DJ karyang エッセイ『セックスと昼寝』Chapter 58「僕はこうやってオンラインDJイベント『舞麗選盤』を成功させた その4《総括》」

3回に渡ってオンラインDJイベント『舞麗選盤』を如何にして実現してきたかというお話をして参りました。

で、その締めくくりとして総括と今後の展望の話を。

何故この舞麗選盤をやろうと思ったのか…別に自分が回してそれをみんなに聴いてもらいたいというだけなら配信はたったひとりでいつでもできます。実際 僕はかなり前からそうした形でやってきましたし。
でも今回こういう形でやりたいと思ったのにはまず

僕の周りにはこんなにスゴイDJがいるんだぜ

というのをみなさんに是非とも知ってもらいたかったというのが一番大きな理由です。
先程 配信ならひとりでできると言いましたが、やはり広く不特定多数の人たちにも聴いてもらうためには 相互シェア等の仲間たちによる連携・助力が不可欠になってきます。どうせやるならたくさんの人たちの目に、耳に触れてもらいたいじゃないですかぁ。そしてそこから発生する新たな出会いや気付き…そういった実現場で普通に行われているような事をWEB上でやってみたかったと。いわば実験場ですね。
それがきっかけで 送り手も聴き手も今後の活動・行動の幅が広がってもらえれば なおの事良いかなと。

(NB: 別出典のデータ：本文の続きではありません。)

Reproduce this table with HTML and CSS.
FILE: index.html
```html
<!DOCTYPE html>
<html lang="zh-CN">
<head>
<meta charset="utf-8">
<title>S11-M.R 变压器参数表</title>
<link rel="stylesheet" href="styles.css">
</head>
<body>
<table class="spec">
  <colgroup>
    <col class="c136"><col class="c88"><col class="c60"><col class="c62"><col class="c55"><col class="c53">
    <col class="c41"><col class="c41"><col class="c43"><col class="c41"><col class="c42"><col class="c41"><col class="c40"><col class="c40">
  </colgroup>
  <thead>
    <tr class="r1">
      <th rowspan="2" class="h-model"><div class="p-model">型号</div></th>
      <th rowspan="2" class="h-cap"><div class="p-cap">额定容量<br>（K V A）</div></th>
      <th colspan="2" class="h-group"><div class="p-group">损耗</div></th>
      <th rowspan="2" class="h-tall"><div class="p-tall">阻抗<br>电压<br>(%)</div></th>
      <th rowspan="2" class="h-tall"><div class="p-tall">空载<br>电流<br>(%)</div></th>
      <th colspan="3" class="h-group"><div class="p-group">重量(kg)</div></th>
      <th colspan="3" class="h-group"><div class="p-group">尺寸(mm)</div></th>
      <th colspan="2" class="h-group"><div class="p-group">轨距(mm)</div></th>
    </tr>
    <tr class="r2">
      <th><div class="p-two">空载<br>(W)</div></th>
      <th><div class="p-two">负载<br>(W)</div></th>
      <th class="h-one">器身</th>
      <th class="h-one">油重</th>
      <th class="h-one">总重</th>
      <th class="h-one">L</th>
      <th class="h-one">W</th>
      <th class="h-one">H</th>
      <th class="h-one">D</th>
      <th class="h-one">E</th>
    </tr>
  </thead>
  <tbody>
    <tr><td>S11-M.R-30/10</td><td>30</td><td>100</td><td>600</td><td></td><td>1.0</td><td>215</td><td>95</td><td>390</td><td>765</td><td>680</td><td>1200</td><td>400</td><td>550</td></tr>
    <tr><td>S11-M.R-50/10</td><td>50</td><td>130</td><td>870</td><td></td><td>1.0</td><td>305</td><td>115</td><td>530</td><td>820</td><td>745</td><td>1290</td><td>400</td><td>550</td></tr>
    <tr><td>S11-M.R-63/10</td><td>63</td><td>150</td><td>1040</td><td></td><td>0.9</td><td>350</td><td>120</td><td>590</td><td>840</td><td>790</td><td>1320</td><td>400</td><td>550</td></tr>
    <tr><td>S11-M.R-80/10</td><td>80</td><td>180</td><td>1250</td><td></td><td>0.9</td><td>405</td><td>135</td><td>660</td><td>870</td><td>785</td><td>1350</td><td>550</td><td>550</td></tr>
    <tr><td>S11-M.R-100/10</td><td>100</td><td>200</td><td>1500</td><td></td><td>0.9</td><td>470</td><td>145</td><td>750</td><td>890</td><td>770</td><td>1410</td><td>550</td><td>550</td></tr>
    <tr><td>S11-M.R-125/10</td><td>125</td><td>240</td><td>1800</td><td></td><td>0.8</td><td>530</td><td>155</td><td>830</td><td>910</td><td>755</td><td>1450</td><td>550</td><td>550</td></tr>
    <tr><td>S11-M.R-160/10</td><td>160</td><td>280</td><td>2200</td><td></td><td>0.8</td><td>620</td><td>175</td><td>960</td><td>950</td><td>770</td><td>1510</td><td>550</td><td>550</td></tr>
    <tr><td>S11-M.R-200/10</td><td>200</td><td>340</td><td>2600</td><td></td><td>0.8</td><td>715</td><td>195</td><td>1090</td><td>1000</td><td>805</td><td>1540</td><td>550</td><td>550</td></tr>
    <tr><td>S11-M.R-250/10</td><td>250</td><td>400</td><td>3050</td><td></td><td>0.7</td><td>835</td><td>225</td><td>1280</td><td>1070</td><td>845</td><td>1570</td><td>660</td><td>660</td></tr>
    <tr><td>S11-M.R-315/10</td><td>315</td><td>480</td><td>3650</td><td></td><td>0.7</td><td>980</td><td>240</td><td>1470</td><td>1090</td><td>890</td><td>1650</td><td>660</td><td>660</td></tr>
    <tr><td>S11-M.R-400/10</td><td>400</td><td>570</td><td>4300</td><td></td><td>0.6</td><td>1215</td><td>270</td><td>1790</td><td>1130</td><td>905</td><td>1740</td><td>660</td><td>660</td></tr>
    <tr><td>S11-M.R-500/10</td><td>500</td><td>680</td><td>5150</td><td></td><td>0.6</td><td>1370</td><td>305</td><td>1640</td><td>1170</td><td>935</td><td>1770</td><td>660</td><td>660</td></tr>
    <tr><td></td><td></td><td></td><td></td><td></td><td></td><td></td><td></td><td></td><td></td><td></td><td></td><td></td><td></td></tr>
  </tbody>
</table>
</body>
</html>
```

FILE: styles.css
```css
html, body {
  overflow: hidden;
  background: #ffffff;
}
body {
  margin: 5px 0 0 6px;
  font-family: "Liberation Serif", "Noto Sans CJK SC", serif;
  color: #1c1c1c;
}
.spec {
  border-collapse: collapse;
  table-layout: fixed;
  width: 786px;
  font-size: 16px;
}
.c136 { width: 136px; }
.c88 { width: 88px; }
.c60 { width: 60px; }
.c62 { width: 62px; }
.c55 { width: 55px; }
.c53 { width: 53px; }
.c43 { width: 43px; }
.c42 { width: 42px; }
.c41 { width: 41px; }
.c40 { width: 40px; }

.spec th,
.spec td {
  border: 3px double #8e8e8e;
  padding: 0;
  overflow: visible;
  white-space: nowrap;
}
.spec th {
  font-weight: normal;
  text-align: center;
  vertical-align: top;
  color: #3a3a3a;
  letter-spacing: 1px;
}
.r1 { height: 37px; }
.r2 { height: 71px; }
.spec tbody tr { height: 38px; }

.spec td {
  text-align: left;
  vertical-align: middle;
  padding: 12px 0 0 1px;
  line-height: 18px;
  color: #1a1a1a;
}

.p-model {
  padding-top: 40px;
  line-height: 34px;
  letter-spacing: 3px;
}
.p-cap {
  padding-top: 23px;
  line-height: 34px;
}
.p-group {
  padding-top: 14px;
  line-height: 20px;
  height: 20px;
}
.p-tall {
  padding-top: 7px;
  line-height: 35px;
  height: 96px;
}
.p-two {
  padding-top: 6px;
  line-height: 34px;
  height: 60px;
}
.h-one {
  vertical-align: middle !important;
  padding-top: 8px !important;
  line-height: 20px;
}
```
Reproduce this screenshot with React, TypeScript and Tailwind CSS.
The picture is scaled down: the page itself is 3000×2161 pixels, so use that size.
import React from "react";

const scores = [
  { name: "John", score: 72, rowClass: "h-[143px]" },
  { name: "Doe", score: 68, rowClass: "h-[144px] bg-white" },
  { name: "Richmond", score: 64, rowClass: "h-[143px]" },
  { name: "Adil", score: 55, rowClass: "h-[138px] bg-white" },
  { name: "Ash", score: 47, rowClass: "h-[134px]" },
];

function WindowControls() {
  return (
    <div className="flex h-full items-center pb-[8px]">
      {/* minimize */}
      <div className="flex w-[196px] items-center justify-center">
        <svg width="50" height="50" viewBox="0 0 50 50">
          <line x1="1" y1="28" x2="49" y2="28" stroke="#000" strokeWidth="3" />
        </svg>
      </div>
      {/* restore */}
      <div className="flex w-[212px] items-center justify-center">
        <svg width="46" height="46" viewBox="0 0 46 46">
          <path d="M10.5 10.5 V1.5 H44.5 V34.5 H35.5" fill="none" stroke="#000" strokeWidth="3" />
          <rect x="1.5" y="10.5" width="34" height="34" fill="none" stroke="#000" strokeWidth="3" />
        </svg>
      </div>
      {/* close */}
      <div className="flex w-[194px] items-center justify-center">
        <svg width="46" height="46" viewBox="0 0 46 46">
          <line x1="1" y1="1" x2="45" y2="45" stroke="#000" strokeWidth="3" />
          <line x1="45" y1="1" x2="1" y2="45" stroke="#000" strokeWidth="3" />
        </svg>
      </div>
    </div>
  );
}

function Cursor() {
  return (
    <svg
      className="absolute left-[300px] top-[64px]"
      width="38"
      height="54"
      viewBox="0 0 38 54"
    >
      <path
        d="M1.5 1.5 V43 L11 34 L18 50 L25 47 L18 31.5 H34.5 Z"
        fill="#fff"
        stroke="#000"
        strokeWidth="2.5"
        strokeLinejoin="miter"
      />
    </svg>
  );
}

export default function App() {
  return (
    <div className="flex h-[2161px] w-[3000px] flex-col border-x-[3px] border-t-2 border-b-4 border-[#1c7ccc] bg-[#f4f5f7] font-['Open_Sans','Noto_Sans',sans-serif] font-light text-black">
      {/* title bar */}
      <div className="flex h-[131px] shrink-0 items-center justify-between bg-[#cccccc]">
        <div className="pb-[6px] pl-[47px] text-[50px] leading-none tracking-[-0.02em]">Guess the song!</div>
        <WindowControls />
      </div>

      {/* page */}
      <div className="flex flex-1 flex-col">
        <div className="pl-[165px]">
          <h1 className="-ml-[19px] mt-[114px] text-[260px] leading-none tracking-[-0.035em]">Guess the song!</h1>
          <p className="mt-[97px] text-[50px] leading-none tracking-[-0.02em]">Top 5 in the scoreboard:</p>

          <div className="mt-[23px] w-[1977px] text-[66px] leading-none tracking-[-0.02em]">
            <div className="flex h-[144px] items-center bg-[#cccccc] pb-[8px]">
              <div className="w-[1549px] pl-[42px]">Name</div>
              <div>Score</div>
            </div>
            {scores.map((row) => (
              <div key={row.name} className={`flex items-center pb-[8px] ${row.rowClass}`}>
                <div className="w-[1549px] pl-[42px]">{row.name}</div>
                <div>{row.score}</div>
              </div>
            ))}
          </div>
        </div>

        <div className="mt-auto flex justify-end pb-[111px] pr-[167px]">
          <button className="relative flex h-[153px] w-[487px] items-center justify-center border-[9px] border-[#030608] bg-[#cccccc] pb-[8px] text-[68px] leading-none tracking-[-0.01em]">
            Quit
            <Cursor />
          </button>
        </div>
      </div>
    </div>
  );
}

それと前回もちょこっと触れましたが、このコロナ禍騒動を機に世界は確実に変わっていきます。ネクストステージへのシフトは本来なら一朝一夕にできるものではありません。でも このピンチをチャンスと捉える事ができたら…その「新しい価値観」への扉は開きやすくなると思うのです。

そこでまず捨てなくてはいけないのは

DJイベントはこうでなくてはならないという慣習(思い込み)

それと

美しい過去に固執してはならない

という事かと。

もうかつての馬鹿騒ぎは今後通用しなくなってきます。
それでもなおDJを続けていきたいのなら、その方法を、生き方を模索し変えていかなければならない。そして その覚悟があなたにはあるのかという事が問われてきます。

こうなってくると何も実店舗でのイベントだけがフロアではなくなってくる。
つまり「お前が求めるフロアはどこにあるのだ」と。

音楽は、フロアは、聴き手の心の中にあるものだと、僕は信じています。
実現場にわざわざ足を運んでくれる方も、ネット上で見て聴いてくださる方も、僕の中では一緒です。だって大切な時間を割いてお付き合い頂いているという点では何ら変わりはないですから。

今後コロナが収束しようがしまいが 僕はこの『舞麗選盤』を定期的に継続していくつもりです。
でないと、やった意味がなくなってしまうので。
「ああ、コロナが終わったから もうやめちゃうんだ」とか「もう実店舗で回せるようになったら そっちの方が楽しいからネット配信はいらないよね」ではいけないと。

もちろんこの騒ぎが収まる事を願っておりますが、それだけで今まで通りの日常が戻ってくるわけではありません。

「忘れるな」

これが僕のテーマです。

戦争を

震災を

9.11を

そしてコロナを

映画監督の岡本喜八は そのフィルモグラフィーのほとんどが何らかの形で戦争(太平洋戦争)について言及しています。
確かに平和になった。経済的に豊かになった。日本は世界で通用する大国になった。
でも 戦前戦中にあった大切なものも同時に置き忘れていってしまってはいないのか…岡本監督は作品を通して そんなメッセージを刻んでいたように思えます。

だから僕らも「新しい価値観」を迎えるにあたって変わって行かなくてはならないし、変わってはいけないものもある事を自分自身で決めて判断していく必要があるのかと。

その第一歩が『舞麗選盤』というアクションだと思って頂いて結構です。

で、また6月も3回目を実施する予定でおります。

僕と一緒にネクストステージの扉を開いて、今後も楽しんで頂ければ幸いです。